SET EXERCISE:
Return the entries verbatim and drop every picture.
[Start DATA TO USE]
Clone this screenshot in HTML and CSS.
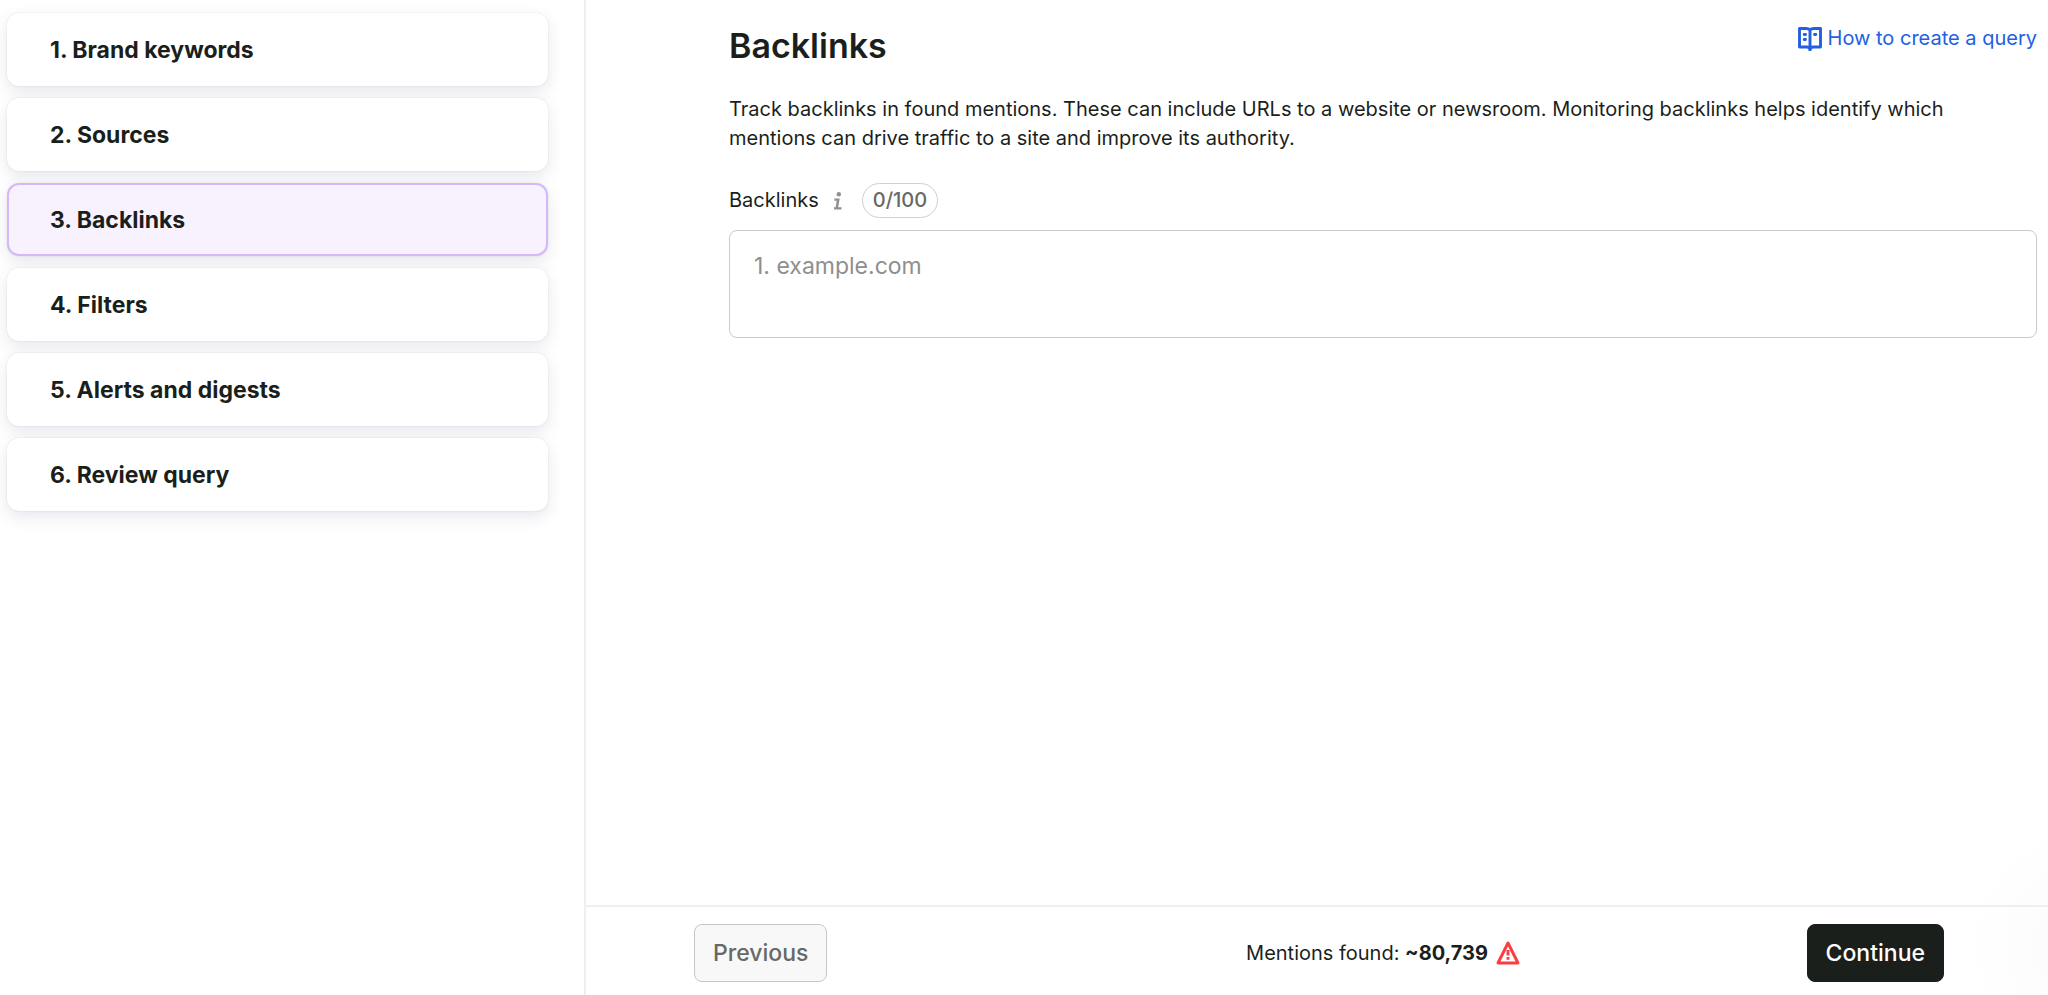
FILE: index.html
```html
<!DOCTYPE html>
<html lang="en">
<head>
    <meta charset="UTF-8">
    <meta name="viewport" content="width=device-width, initial-scale=1.0">
    <title>Backlinks</title>
    <link rel="stylesheet" href="styles.css">
</head>
<body>
    <nav class="steps">
        <button type="button" class="step">1. Brand keywords</button>
        <button type="button" class="step">2. Sources</button>
        <button type="button" class="step active">3. Backlinks</button>
        <button type="button" class="step">4. Filters</button>
        <button type="button" class="step">5. Alerts and digests</button>
        <button type="button" class="step">6. Review query</button>
    </nav>
    <div class="main">
        <main class="content">
            <div class="header">
                <h1>Backlinks</h1>
                <a href="#" class="help-link">
                    <svg class="icon" viewBox="0 0 24 24" fill="none" stroke="currentColor" stroke-width="2.9">
                        <path d="M12 3.2C11 1.800 9.500 1.500 8 1.500H1.500V20H9C10.500 20 12 20.500 12 23.500C12 20.500 13.500 20 15 20H22.500V1.500H16C14.500 1.500 13 1.800 12 3.200V20.500" stroke-linejoin="round"/>
                        <path d="M6.200 7.500H7.500M6.200 12.500H7.500M16.500 7.500H17.800" stroke-linecap="round"/>
                    </svg>
                    How to create a query
                </a>
            </div>
            <p class="description">Track backlinks in found mentions. These can include URLs to a website or newsroom. Monitoring backlinks helps identify which mentions can drive traffic to a site and improve its authority.</p>
            <div class="field-head">
                <label for="backlinks">Backlinks</label>
                <svg class="info" viewBox="0 0 10 18" fill="#8f918f">
                    <circle cx="5.800" cy="2.200" r="2.200"/>
                    <path d="M1.500 6.500h5.200L5.200 15.200H8.500v2.300H1V15.200h1.700L3.700 8.800H1.200z"/>
                </svg>
                <span class="counter">0/100</span>
            </div>
            <textarea id="backlinks" class="links-input" placeholder="1. example.com"></textarea>
        </main>
        <footer class="footer">
            <button type="button" class="btn btn-secondary">Previous</button>
            <div class="mentions">
                <span>Mentions found: <strong>~80,739</strong></span>
                <svg class="icon" viewBox="0 0 24 24" fill="none" stroke="#ff3b42" stroke-width="2.9">
                    <path d="M12 2L22 22H2Z" stroke-linejoin="round"/>
                    <path d="M12 9V14.500M12 16V18.800"/>
                </svg>
            </div>
            <button type="button" class="btn btn-primary">Continue</button>
        </footer>
    </div>
</body>
</html>
```
FILE: styles.css
```css
* {
    box-sizing: border-box;
}
body {
    display: flex;
    min-height: 100vh;
    margin: 0;
    background: #fff;
    color: #1b1f1c;
    font-family: Inter, "Liberation Sans", sans-serif;
    font-size: 20px;
    line-height: 29px;
}
button, textarea {
    font-family: inherit;
}
.steps {
    display: flex;
    flex-direction: column;
    gap: 12px;
    width: 586px;
    flex-shrink: 0;
    padding: 13px 36px 12px 7px;
    border-right: 2px solid #efefef;
}
.step {
    height: 73px;
    padding: 0 41px;
    border: 2px solid #fff;
    border-radius: 12px;
    background: #fff;
    box-shadow: 0 0 2px rgba(40, 41, 80, 0.12), 0 6px 16px rgba(60, 64, 110, 0.12);
    color: inherit;
    font-size: 23px;
    font-weight: 700;
    text-align: left;
    cursor: pointer;
}
.step.active {
    border-color: #d5b8fb;
    background: #f8f2ff;
}
.main {
    display: flex;
    flex-direction: column;
    flex: 1;
    background: radial-gradient(circle 120px at right -40px bottom 50px, #fafafa, #fff);
}
.content {
    flex: 1;
    padding: 24px 11px 24px 143px;
}
.header {
    display: flex;
    justify-content: space-between;
    align-items: flex-start;
}
h1 {
    margin: 0 0 28px;
    font-size: 34px;
    font-weight: 600;
    line-height: 43px;
}
.help-link {
    display: flex;
    align-items: center;
    gap: 6px;
    color: #2360e0;
    text-decoration: none;
}
.icon {
    width: 24px;
    height: 24px;
}
.description {
    margin: 0 0 30px;
    padding-right: 48px;
}
.field-head {
    display: flex;
    align-items: center;
    margin-bottom: 12px;
}
.info {
    width: 10px;
    height: 18px;
    margin: 0 19px 0 14px;
}
.counter {
    padding: 2px 10px;
    border: 1px solid #cfcfcf;
    border-radius: 18px;
    color: #666966;
    font-weight: 500;
}
.links-input {
    display: block;
    width: 100%;
    height: 108px;
    padding: 20px 24px;
    border: 1px solid #c9cac9;
    border-radius: 8px;
    color: inherit;
    font-size: 23px;
    line-height: 30px;
    resize: none;
}
.links-input::placeholder {
    color: #8d8f8d;
}
.footer {
    display: flex;
    align-items: center;
    padding: 17px 104px 13px 108px;
    border-top: 2px solid #efefef;
}
.mentions {
    display: flex;
    flex: 1;
    justify-content: center;
    align-items: center;
    gap: 8px;
    padding-left: 132px;
}
.btn {
    height: 58px;
    padding: 0 18px;
    border: 1px solid #c4c8c4;
    border-radius: 8px;
    font-size: 23px;
    font-weight: 500;
    cursor: pointer;
}
.btn-secondary {
    background: #f8f8f8;
    color: #666966;
}
.btn-primary {
    border-color: #1b1f1c;
    background: #1b1f1c;
    color: #fff;
}
```
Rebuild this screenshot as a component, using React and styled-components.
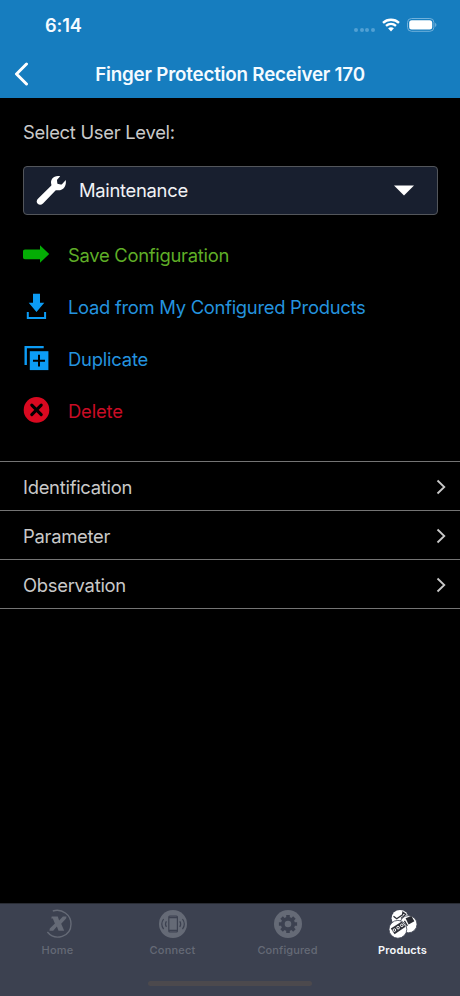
[End DATA TO USE]
RESPONSE:
Clone this screenshot in HTML and CSS.
FILE: index.html
```html
<!DOCTYPE html>
<html lang="en">
<head>
    <meta charset="UTF-8">
    <meta name="viewport" content="width=device-width, initial-scale=1.0">
    <title>Backlinks</title>
    <link rel="stylesheet" href="styles.css">
</head>
<body>
    <nav class="steps">
        <button type="button" class="step">1. Brand keywords</button>
        <button type="button" class="step">2. Sources</button>
        <button type="button" class="step active">3. Backlinks</button>
        <button type="button" class="step">4. Filters</button>
        <button type="button" class="step">5. Alerts and digests</button>
        <button type="button" class="step">6. Review query</button>
    </nav>
    <div class="main">
        <main class="content">
            <div class="header">
                <h1>Backlinks</h1>
                <a href="#" class="help-link">
                    <svg class="icon" viewBox="0 0 24 24" fill="none" stroke="currentColor" stroke-width="2.9">
                        <path d="M12 3.2C11 1.800 9.500 1.500 8 1.500H1.500V20H9C10.500 20 12 20.500 12 23.500C12 20.500 13.500 20 15 20H22.500V1.500H16C14.500 1.500 13 1.800 12 3.200V20.500" stroke-linejoin="round"/>
                        <path d="M6.200 7.500H7.500M6.200 12.500H7.500M16.500 7.500H17.800" stroke-linecap="round"/>
                    </svg>
                    How to create a query
                </a>
            </div>
            <p class="description">Track backlinks in found mentions. These can include URLs to a website or newsroom. Monitoring backlinks helps identify which mentions can drive traffic to a site and improve its authority.</p>
            <div class="field-head">
                <label for="backlinks">Backlinks</label>
                <svg class="info" viewBox="0 0 10 18" fill="#8f918f">
                    <circle cx="5.800" cy="2.200" r="2.200"/>
                    <path d="M1.500 6.500h5.200L5.200 15.200H8.500v2.300H1V15.200h1.700L3.700 8.800H1.200z"/>
                </svg>
                <span class="counter">0/100</span>
            </div>
            <textarea id="backlinks" class="links-input" placeholder="1. example.com"></textarea>
        </main>
        <footer class="footer">
            <button type="button" class="btn btn-secondary">Previous</button>
            <div class="mentions">
                <span>Mentions found: <strong>~80,739</strong></span>
                <svg class="icon" viewBox="0 0 24 24" fill="none" stroke="#ff3b42" stroke-width="2.9">
                    <path d="M12 2L22 22H2Z" stroke-linejoin="round"/>
                    <path d="M12 9V14.500M12 16V18.800"/>
                </svg>
            </div>
            <button type="button" class="btn btn-primary">Continue</button>
        </footer>
    </div>
</body>
</html>
```
FILE: styles.css
```css
* {
    box-sizing: border-box;
}
body {
    display: flex;
    min-height: 100vh;
    margin: 0;
    background: #fff;
    color: #1b1f1c;
    font-family: Inter, "Liberation Sans", sans-serif;
    font-size: 20px;
    line-height: 29px;
}
button, textarea {
    font-family: inherit;
}
.steps {
    display: flex;
    flex-direction: column;
    gap: 12px;
    width: 586px;
    flex-shrink: 0;
    padding: 13px 36px 12px 7px;
    border-right: 2px solid #efefef;
}
.step {
    height: 73px;
    padding: 0 41px;
    border: 2px solid #fff;
    border-radius: 12px;
    background: #fff;
    box-shadow: 0 0 2px rgba(40, 41, 80, 0.12), 0 6px 16px rgba(60, 64, 110, 0.12);
    color: inherit;
    font-size: 23px;
    font-weight: 700;
    text-align: left;
    cursor: pointer;
}
.step.active {
    border-color: #d5b8fb;
    background: #f8f2ff;
}
.main {
    display: flex;
    flex-direction: column;
    flex: 1;
    background: radial-gradient(circle 120px at right -40px bottom 50px, #fafafa, #fff);
}
.content {
    flex: 1;
    padding: 24px 11px 24px 143px;
}
.header {
    display: flex;
    justify-content: space-between;
    align-items: flex-start;
}
h1 {
    margin: 0 0 28px;
    font-size: 34px;
    font-weight: 600;
    line-height: 43px;
}
.help-link {
    display: flex;
    align-items: center;
    gap: 6px;
    color: #2360e0;
    text-decoration: none;
}
.icon {
    width: 24px;
    height: 24px;
}
.description {
    margin: 0 0 30px;
    padding-right: 48px;
}
.field-head {
    display: flex;
    align-items: center;
    margin-bottom: 12px;
}
.info {
    width: 10px;
    height: 18px;
    margin: 0 19px 0 14px;
}
.counter {
    padding: 2px 10px;
    border: 1px solid #cfcfcf;
    border-radius: 18px;
    color: #666966;
    font-weight: 500;
}
.links-input {
    display: block;
    width: 100%;
    height: 108px;
    padding: 20px 24px;
    border: 1px solid #c9cac9;
    border-radius: 8px;
    color: inherit;
    font-size: 23px;
    line-height: 30px;
    resize: none;
}
.links-input::placeholder {
    color: #8d8f8d;
}
.footer {
    display: flex;
    align-items: center;
    padding: 17px 104px 13px 108px;
    border-top: 2px solid #efefef;
}
.mentions {
    display: flex;
    flex: 1;
    justify-content: center;
    align-items: center;
    gap: 8px;
    padding-left: 132px;
}
.btn {
    height: 58px;
    padding: 0 18px;
    border: 1px solid #c4c8c4;
    border-radius: 8px;
    font-size: 23px;
    font-weight: 500;
    cursor: pointer;
}
.btn-secondary {
    background: #f8f8f8;
    color: #666966;
}
.btn-primary {
    border-color: #1b1f1c;
    background: #1b1f1c;
    color: #fff;
}
```
Rebuild this screenshot as a component, using React and styled-components.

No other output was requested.